Isolate every line in the data with the string "React" and copy it.

━━━━━━━━━━━━━━━━

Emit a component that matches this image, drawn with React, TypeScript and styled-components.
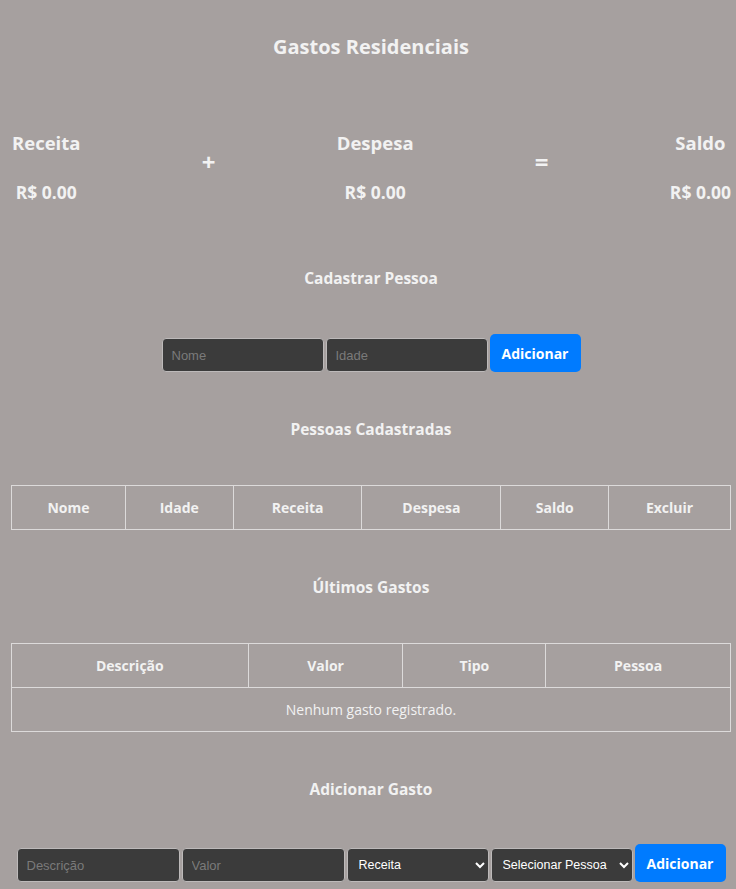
import React from "react";
import styled, { createGlobalStyle } from "styled-components";

const Global = createGlobalStyle`
  html, body {
    margin: 0;
    padding: 0;
    background: #a6a09f;
  }
  body {
    font-family: "Open Sans", "Noto Sans", sans-serif;
    color: #f2f2f2;
  }
  * { box-sizing: border-box; }
`;

const Page = styled.div`
  display: flex;
  flex-direction: column;
  padding: 32px 5px 6px 11px;
  min-height: 889px;
`;

const Title = styled.h1`
  margin: 0;
  font-size: 20px;
  line-height: 30px;
  font-weight: 700;
  text-align: center;
`;

const Summary = styled.div`
  display: flex;
  justify-content: space-between;
  align-items: center;
  margin-top: 67px;
  padding-left: 1px;
`;

const SummaryBlock = styled.div`
  display: flex;
  flex-direction: column;
  align-items: center;
  gap: 23px;
`;

const SummaryLabel = styled.div`
  font-size: 18.5px;
  line-height: 28px;
  font-weight: 700;
`;

const SummaryValue = styled.div`
  font-size: 17.5px;
  line-height: 24px;
  font-weight: 700;
`;

const Operator = styled.div`
  font-size: 24px;
  line-height: 28px;
  font-weight: 700;
  margin-top: -10px;
`;

const SectionTitle = styled.h2<{ $top: number }>`
  margin: ${(p) => p.$top}px 0 0;
  font-size: 15.5px;
  line-height: 24px;
  font-weight: 700;
  text-align: center;
`;

const FormRow = styled.div<{ $top: number }>`
  display: flex;
  justify-content: center;
  align-items: flex-end;
  gap: 2px;
  margin-top: ${(p) => p.$top}px;
`;

const fieldBase = `
  height: 34px;
  background: #3b3b3b;
  border: 1px solid #bdbaba;
  border-radius: 4px;
  color: #ffffff;
  font-family: "Liberation Sans", Arial, sans-serif;
  font-size: 13px;
  outline: none;
`;

const TextInput = styled.input<{ $w: number }>`
  ${fieldBase}
  width: ${(p) => p.$w}px;
  padding: 0 9px;
  &::placeholder {
    color: #7a7a7a;
  }
`;

const Select = styled.select`
  ${fieldBase}
  width: 142px;
  padding: 0 2px 0 7px;
  font-size: 12.5px;
`;

const Button = styled.button`
  height: 38px;
  width: 91px;
  padding: 0;
  background: #007bff;
  color: #ffffff;
  border: none;
  border-radius: 5px;
  font-family: "Open Sans", "Noto Sans", sans-serif;
  font-size: 14px;
  font-weight: 700;
  cursor: pointer;
`;

const Table = styled.table<{ $top: number }>`
  width: 100%;
  border-collapse: collapse;
  margin-top: ${(p) => p.$top}px;
`;

const Th = styled.th<{ $w: number }>`
  width: ${(p) => p.$w}px;
  height: 44px;
  padding: 0 8px;
  border: 1px solid #dcdada;
  font-size: 14px;
  font-weight: 700;
  text-align: center;
  color: #f2f2f2;
`;

const Td = styled.td`
  height: 44px;
  padding: 0 8px;
  border: 1px solid #dcdada;
  font-size: 14px;
  font-weight: 400;
  text-align: center;
  color: #f2f2f2;
`;

const pessoasCols = [
  { label: "Nome", w: 114 },
  { label: "Idade", w: 108 },
  { label: "Receita", w: 129 },
  { label: "Despesa", w: 139 },
  { label: "Saldo", w: 108 },
  { label: "Excluir", w: 122 },
];

const gastosCols = [
  { label: "Descrição", w: 237 },
  { label: "Valor", w: 155 },
  { label: "Tipo", w: 143 },
  { label: "Pessoa", w: 185 },
];

export default function App() {
  return (
    <>
      <Global />
      <Page>
        <Title>Gastos Residenciais</Title>

        <Summary>
          <SummaryBlock>
            <SummaryLabel>Receita</SummaryLabel>
            <SummaryValue>R$ 0.00</SummaryValue>
          </SummaryBlock>
          <Operator>+</Operator>
          <SummaryBlock>
            <SummaryLabel>Despesa</SummaryLabel>
            <SummaryValue>R$ 0.00</SummaryValue>
          </SummaryBlock>
          <Operator>=</Operator>
          <SummaryBlock>
            <SummaryLabel>Saldo</SummaryLabel>
            <SummaryValue>R$ 0.00</SummaryValue>
          </SummaryBlock>
        </Summary>

        <SectionTitle $top={62}>Cadastrar Pessoa</SectionTitle>
        <FormRow $top={44}>
          <TextInput $w={162} placeholder="Nome" />
          <TextInput $w={162} placeholder="Idade" />
          <Button>Adicionar</Button>
        </FormRow>

        <SectionTitle $top={45}>Pessoas Cadastradas</SectionTitle>
        <Table $top={44}>
          <thead>
            <tr>
              {pessoasCols.map((c) => (
                <Th key={c.label} $w={c.w}>
                  {c.label}
                </Th>
              ))}
            </tr>
          </thead>
        </Table>

        <SectionTitle $top={45}>Últimos Gastos</SectionTitle>
        <Table $top={44}>
          <thead>
            <tr>
              {gastosCols.map((c) => (
                <Th key={c.label} $w={c.w}>
                  {c.label}
                </Th>
              ))}
            </tr>
          </thead>
          <tbody>
            <tr>
              <Td colSpan={4}>Nenhum gasto registrado.</Td>
            </tr>
          </tbody>
        </Table>

        <SectionTitle $top={45}>Adicionar Gasto</SectionTitle>
        <FormRow $top={43}>
          <TextInput $w={163} placeholder="Descrição" />
          <TextInput $w={163} placeholder="Valor" />
          <Select defaultValue="receita">
            <option value="receita">Receita</option>
            <option value="despesa">Despesa</option>
          </Select>
          <Select defaultValue="">
            <option value="">Selecionar Pessoa</option>
          </Select>
          <Button>Adicionar</Button>
        </FormRow>
      </Page>
    </>
  );
}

━━━━━━━━━━━━━━━━

## SOLUTION FOR THIS PROBLEM
Emit a component that matches this image, drawn with React, TypeScript and styled-components.
import React from "react";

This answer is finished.